Wikipedia has changed the task of writing the average term paper.  “Wiki-papers”, I am tempted to call some of them.  Wikipedia has undoubtedly changed the intellectual landscape by making knowledge more accessible: never before have so many cited so much with so little effort.[1]  Rock formation, Wadi Rum desert, Jordan

   Improved access to knowledge is an obvious benefit, so long as that knowledge has truth and integrity.  The bigger and more difficult question is whether and to what extent Wikipedia alters the quality of knowledge.  In this regard, the effects of wiki-technologies are more ambiguous.

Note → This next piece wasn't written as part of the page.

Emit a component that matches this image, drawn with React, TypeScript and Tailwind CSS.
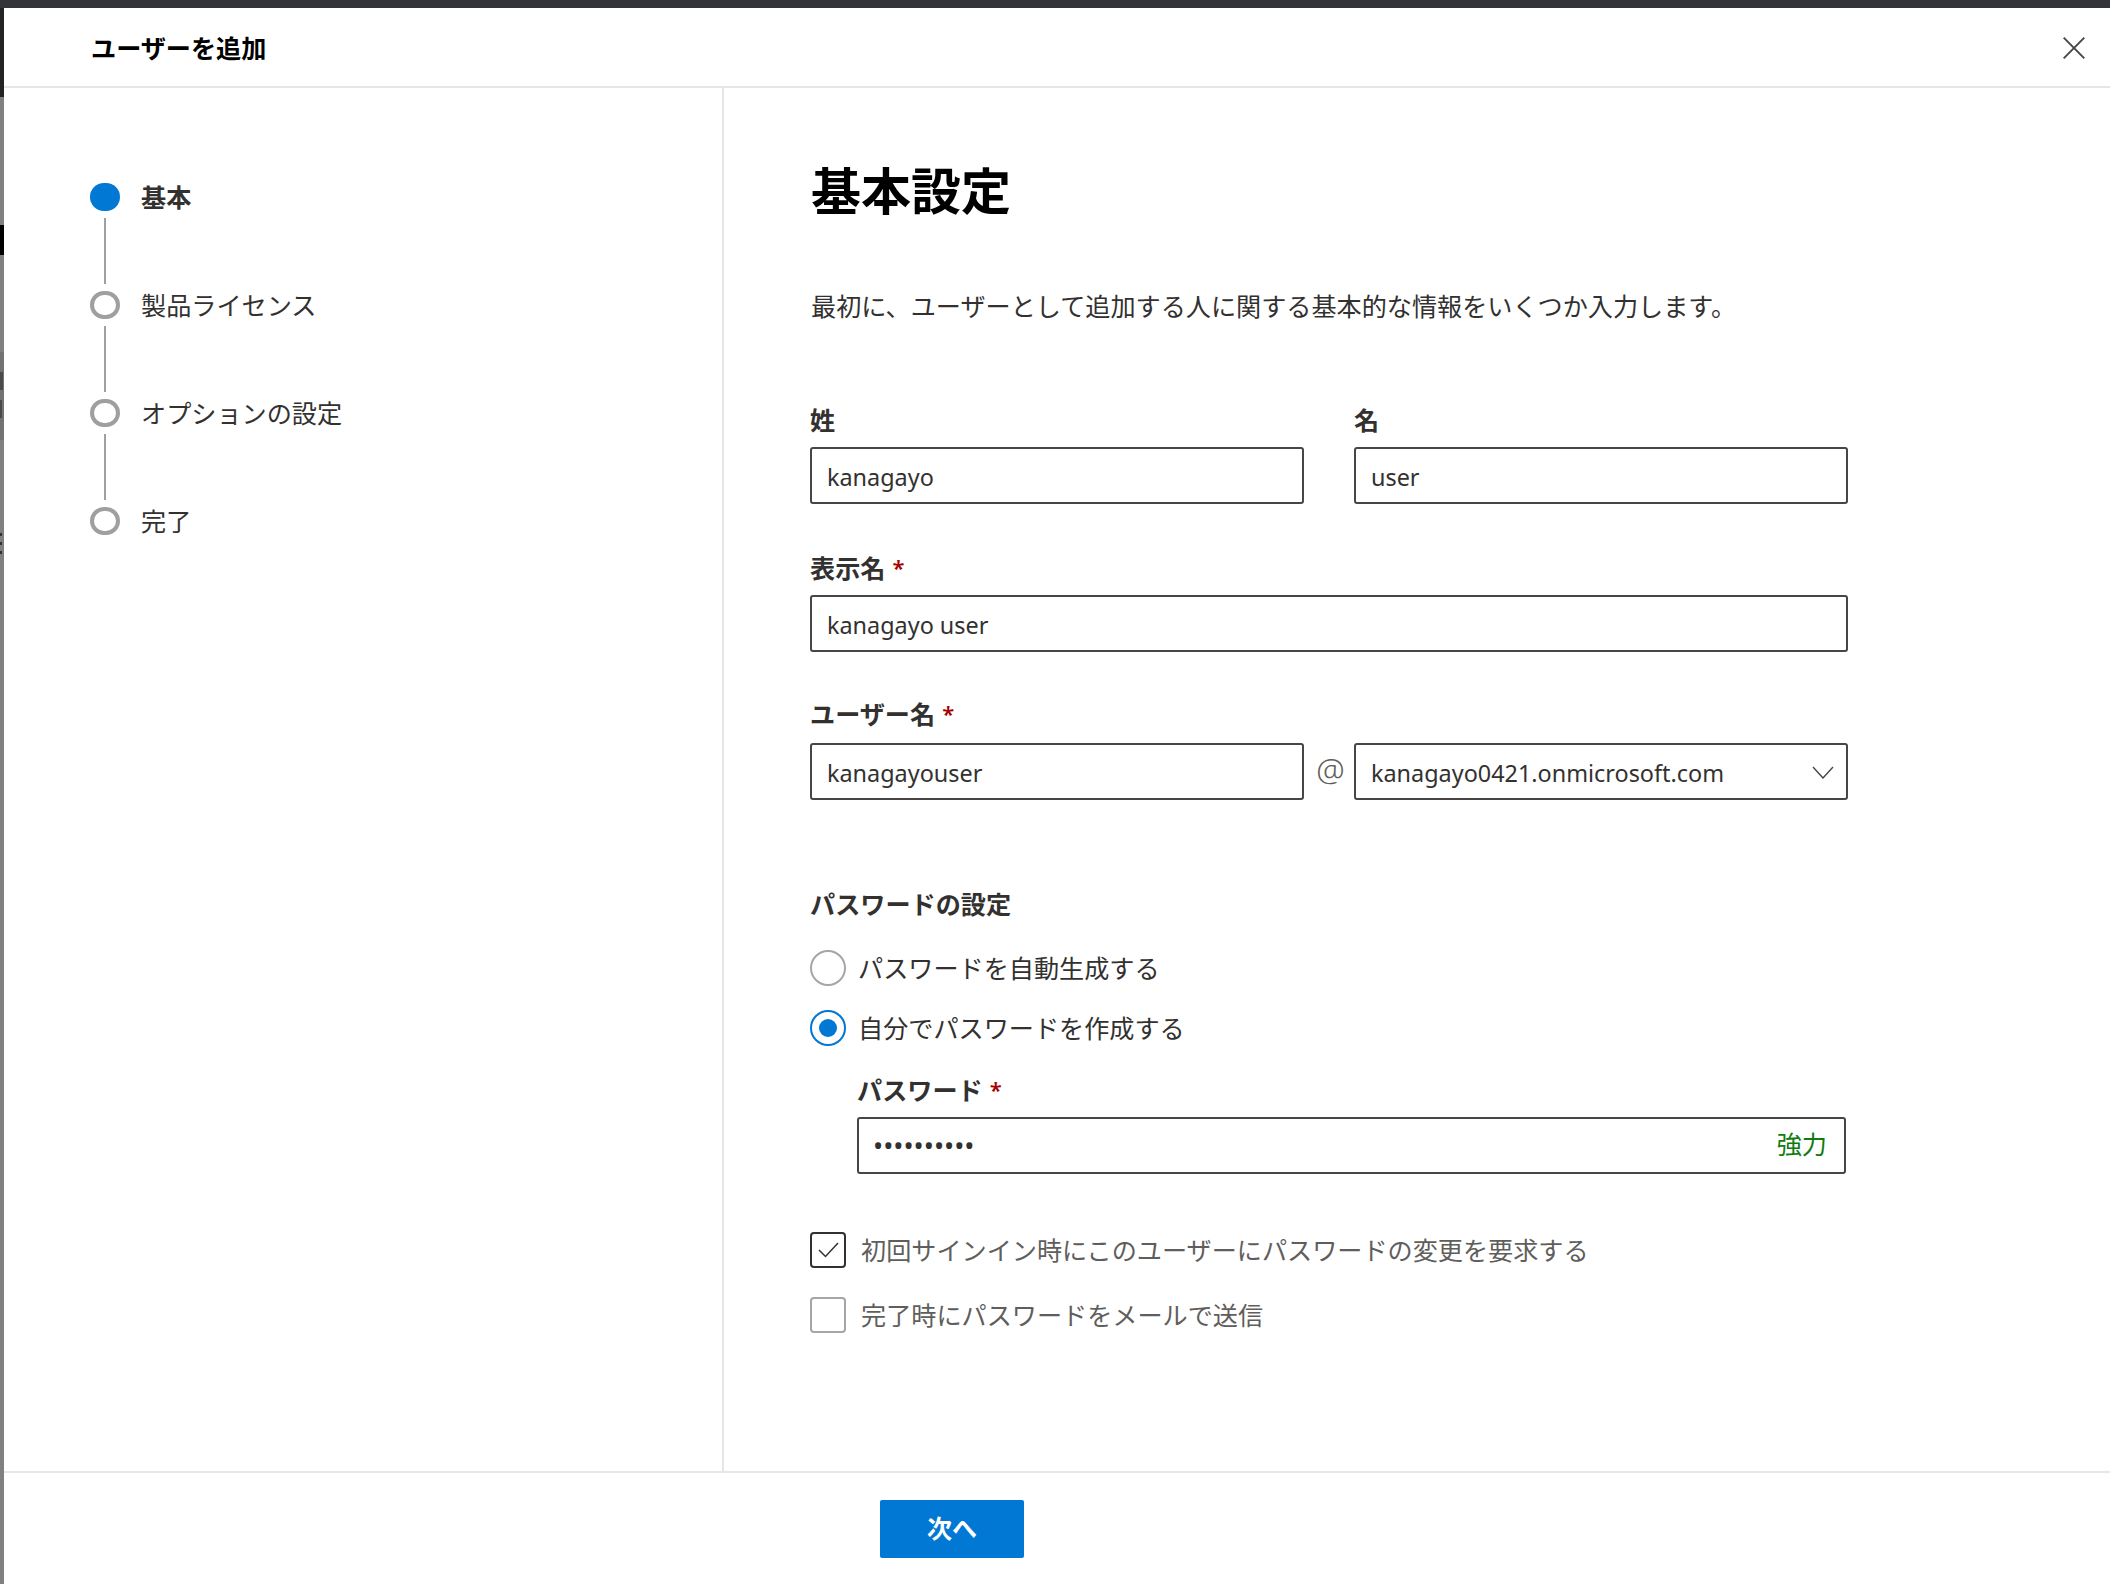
const font = "font-['Noto_Sans','Noto_Sans_CJK_JP',sans-serif]";

function Field({ label, required, value, className }: { label?: string; required?: boolean; value: string; className?: string }) {
  return (
    <input
      readOnly
      value={value}
      aria-label={label}
      aria-required={required}
      className={`h-[57px] w-full rounded-[3px] border-2 border-[#484644] bg-white px-[15px] pt-[3px] text-[23.4px] leading-[32px] text-[#323130] outline-none ${font} ${className ?? ""}`}
    />
  );
}

function Label({ text, required, className }: { text: string; required?: boolean; className?: string }) {
  return (
    <div className={`flex h-[32px] items-center text-[25.14px] leading-[32px] font-semibold text-[#323130] ${className ?? ""}`}>
      <span>{text}</span>
      {required && <span className="mb-[2px] ml-[7px] text-[22px] text-[#a80000]">*</span>}
    </div>
  );
}

function Step({ text, active, last }: { text: string; active?: boolean; last?: boolean }) {
  return (
    <div className="flex flex-col">
      <div className="flex h-[28px] items-center gap-[21px]">
        <div className={`h-[28px] w-[30px] rounded-full ${active ? "bg-[#0078d4]" : "border-[4px] border-[#a19f9d] bg-white"}`} />
        <span className={`text-[25.14px] leading-[32px] text-[#323130] ${active ? "font-semibold" : ""}`}>{text}</span>
      </div>
      {!last && <div className="my-[7px] ml-[14px] h-[66px] w-[2px] bg-[#a19f9d]" />}
    </div>
  );
}

function Radio({ text, checked }: { text: string; checked?: boolean }) {
  return (
    <div className="flex h-[36px] items-center gap-[12px]">
      <div className={`flex h-[36px] w-[36px] items-center justify-center rounded-full border-2 bg-white ${checked ? "border-[#0078d4]" : "border-[#a6a6a6]"}`}>
        {checked && <div className="h-[18px] w-[18px] rounded-full bg-[#0078d4]" />}
      </div>
      <span className="text-[25.14px] leading-[32px] text-[#323130]">{text}</span>
    </div>
  );
}

function Check({ text, checked }: { text: string; checked?: boolean }) {
  return (
    <div className="flex h-[36px] items-center gap-[15px]">
      <div className={`flex h-[36px] w-[36px] items-center justify-center rounded-[4px] border-2 bg-white ${checked ? "border-[#323130]" : "border-[#a6a6a6]"}`}>
        {checked && (
          <svg width="21" height="16" viewBox="0 0 21 16" fill="none" stroke="#323130" strokeWidth="1.5">
            <path d="M1 8l6.5 6.5L20 1" />
          </svg>
        )}
      </div>
      <span className="text-[25.14px] leading-[32px] text-[#605e5c]">{text}</span>
    </div>
  );
}

export default function App() {
  return (
    <div className={`flex h-[1584px] w-[2110px] flex-col overflow-hidden bg-white ${font}`}>
      <div className="h-[8px] shrink-0 bg-[#323439]" />
      <div className="flex min-h-0 flex-1">
        <div className="flex w-[4px] shrink-0 flex-col bg-[#808080]">
          <div className="h-[89px] bg-[#242424]" />
          <div className="h-[128px]" />
          <div className="h-[30px] bg-black" />
          <div className="h-[97px]" />
          <div className="h-[88px] bg-[#737373] pt-[20px]">
            <div className="h-[18px] w-[3px] bg-[#4a4a4a]" />
            <div className="mt-[10px] h-[18px] w-[2px] bg-[#4a4a4a]" />
          </div>
          <div className="h-[93px]" />
          <div className="flex flex-col gap-[6px]">
            <div className="h-[3px] w-[2px] bg-[#333333]" />
            <div className="h-[3px] w-[2px] bg-[#333333]" />
            <div className="h-[3px] w-[2px] bg-[#333333]" />
          </div>
        </div>
        <div className="flex min-w-0 flex-1 flex-col">
          <header className="flex h-[80px] shrink-0 items-center justify-between border-b-2 border-[#e6e6e6] pl-[87px] pr-[25px] pt-[1px]">
            <h2 className="text-[25.14px] leading-[32px] font-semibold text-black">ユーザーを追加</h2>
            <svg width="22" height="22" viewBox="0 0 22 22" fill="none" stroke="#484644" strokeWidth="1.9">
              <path d="M0.7 0.7l20.6 20.6M21.3 0.7L0.7 21.3" />
            </svg>
          </header>
          <div className="flex min-h-0 flex-1">
            <nav className="w-[720px] shrink-0 border-r-2 border-[#e6e6e6] pl-[86px] pt-[95px]">
              <Step text="基本" active />
              <Step text="製品ライセンス" />
              <Step text="オプションの設定" />
              <Step text="完了" last />
            </nav>
            <main className="min-w-0 flex-1 pl-[87px] pt-[70px]">
              <h1 className="text-[50px] leading-[66px] font-bold text-black">基本設定</h1>
              <p className="mt-[66px] text-[25.14px] leading-[32px] text-[#323130]">最初に、ユーザーとして追加する人に関する基本的な情報をいくつか入力します。</p>
              <div className="mt-[82px] -ml-[1px] w-[1038px]">
                <div className="grid grid-cols-2 gap-x-[50px]">
                  <div>
                    <Label text="姓" className="mb-[11px]" />
                    <Field label="姓" value="kanagayo" />
                  </div>
                  <div>
                    <Label text="名" className="mb-[11px]" />
                    <Field label="名" value="user" />
                  </div>
                </div>
                <Label text="表示名" required className="mt-[48px] mb-[11px]" />
                <Field label="表示名" required value="kanagayo user" />
                <Label text="ユーザー名" required className="mt-[46px] mb-[13px]" />
                <div className="flex items-center">
                  <Field label="ユーザー名" required value="kanagayouser" className="!w-[494px]" />
                  <span className="mb-[5px] w-[50px] pl-[3px] text-center text-[32px] leading-[32px] font-light text-[#605e5c]">@</span>
                  <div className="flex h-[57px] flex-1 items-center justify-between rounded-[3px] border-2 border-[#484644] pl-[15px] pr-[12px] pt-[3px] text-[23.4px] leading-[32px] text-[#323130]">
                    <span>kanagayo0421.onmicrosoft.com</span>
                    <svg width="22" height="13" viewBox="0 0 22 13" fill="none" stroke="#484644" strokeWidth="1.4" className="mb-[2px]">
                      <path d="M1 1l10 11L21 1" />
                    </svg>
                  </div>
                </div>
                <Label text="パスワードの設定" className="mt-[88px] mb-[30px]" />
                <div className="flex flex-col gap-[24px]">
                  <Radio text="パスワードを自動生成する" />
                  <Radio text="自分でパスワードを作成する" checked />
                </div>
                <div className="ml-[47px] mr-[2px]">
                  <Label text="パスワード" required className="mt-[28px] mb-[11px]" />
                  <div className="flex h-[57px] items-center rounded-[3px] border-2 border-[#484644] pl-[14px] pr-[17px]">
                    <input readOnly type="password" value="kanagayo12" aria-label="パスワード" className="min-w-0 flex-1 pt-[2px] text-[27px] text-[#323130] outline-none" />
                    <span className="mb-[4px] text-[25.14px] leading-[32px] text-[#107c10]">強力</span>
                  </div>
                </div>
                <div className="mt-[58px] flex flex-col gap-[29px]">
                  <Check text="初回サインイン時にこのユーザーにパスワードの変更を要求する" checked />
                  <Check text="完了時にパスワードをメールで送信" />
                </div>
              </div>
            </main>
          </div>
          <footer className="flex h-[113px] shrink-0 items-start border-t-2 border-[#e6e6e6] pl-[876px] pt-[27px]">
            <button className="h-[58px] w-[144px] rounded-[2px] bg-[#0078d4] text-[25px] font-semibold text-white">次へ</button>
          </footer>
        </div>
      </div>
    </div>
  );
}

  Does the collaborative nature of Wikipedia create a new virtual reality-“wikiality“-where knowledge floats and migrates through time and cyberspace on the democratic winds of unsolicited edits?  Does this lead to a shift in which subject matter expertise counts for less than the popularity of competing perceptions?  This question leads into an interesting debate, which probes the foundations of knowledge itself.  If knowledge is based in hard objective facts, will those facts consistently rise to the surface through a process of continual editing, just as the monuments of solid rock in the Wadi Rum remain standing while the surrounding sands have been dispersed by the relentless forces of erosion over the millennia?  Or will solid truths be obscured by a new wikiality in which truth itself becomes contingent upon the averaging effects of mass perceptions?

  Jimmy Wales, the “community founder” of Wikipedia,[2] advocates the position known as “neutral point of view” (NPOV), which says that the forces of democratic open editing will lead to an equilibrium, the NPOV, by removing distortions of reality, and thus wikiality provides a trustworthy path to objective truth. [3]

  No matter the outcome of the debate over the perceived advantages and disadvantages of wikiality, wiki-phenomena open up an exciting prospect for the study of knowledge generation and transfer.  In particular, I would be interested in studies of theological knowledge.  For example, what does the idea of wikiality mean for religion?  Is there a virtual world of religious beliefs that moves and shifts with changing cultural forces as more voices gain access to the knowledge base?  Is there a similarity between the Wikipedia editorial board and ecclesial authorities?  The advent of wiki-technologies would seem to open the possibility for empirical study of doctrines, both religious and secular.

  By way of example I offer one suggestion for further study-how does the concept of NPOV apply to theology? NPOV says that knowledge reaches a steady-state equilibrium.  This would seem to be similar to the second law of thermodynamics which says that extremes of hot and cold average each other out over time, and arrive at a uniform constant temperature.  When applied to the universe, this law says that given enough time, everything in the whole universe will eventually decay into a “heat death” where there is no temperature or energy gradient. When applied to knowledge, this means that extreme views of reality will cancel each other out, and knowledge will thus stabilize in a statement of objective reality. 

  In Christ however, we worship a living God, not a stable of facts.  Truth therefore is a person, a living person, and the idea of NPOV would seem to be insufficient for true theology.  NPOV might share some traits with certain creedal statements, but the endorsement of creeds comes alive neither in publications nor advisory boards of editors, but rather in worship by living bodies in communities of faith.  This why Jürgen Moltmann describes theology in terms of life:

Every Christian theology [is] a concrete theologia viatorum, a theology of those on the way, who in the differing estrangements of this world and this history are searching for the one coming truth which will one day illumine everyone.[4]

Theology takes place in the act of walking alongside each other (on the via), seeking God, and in the presence of God.  The theory of NPOV might aid academic study of the flows of doctrines, but ultimately it is not up to the task of theologia viatorum.  NPOV is more likely to reach equilibrium in the manufacture of a Golden Calf than in worship of the living triune God of grace.

[1] Well, please forgive me for saying this with a smirk, as I reflect on the exercise of grading term papers, but were you expecting to see a wiki-citation here?  See below for an example:[2] (26 June 2008).

[3] Jimmy Wales and his colleague Larry Sanger take opposing sides in this debate.  There’s a good synopsis of Wales’ Wikipedia experience in “The Free-Knowledge Fundamentalist”, The Economist Technology Quarterly, June 7, 2008, pp. 27-28.

[4] Moltmann, Experiences in Theology: Ways and Forms of Christian Theology, translated by Margaret Kohl (Minneapolis: Fortress, 2000), pp. 60-61.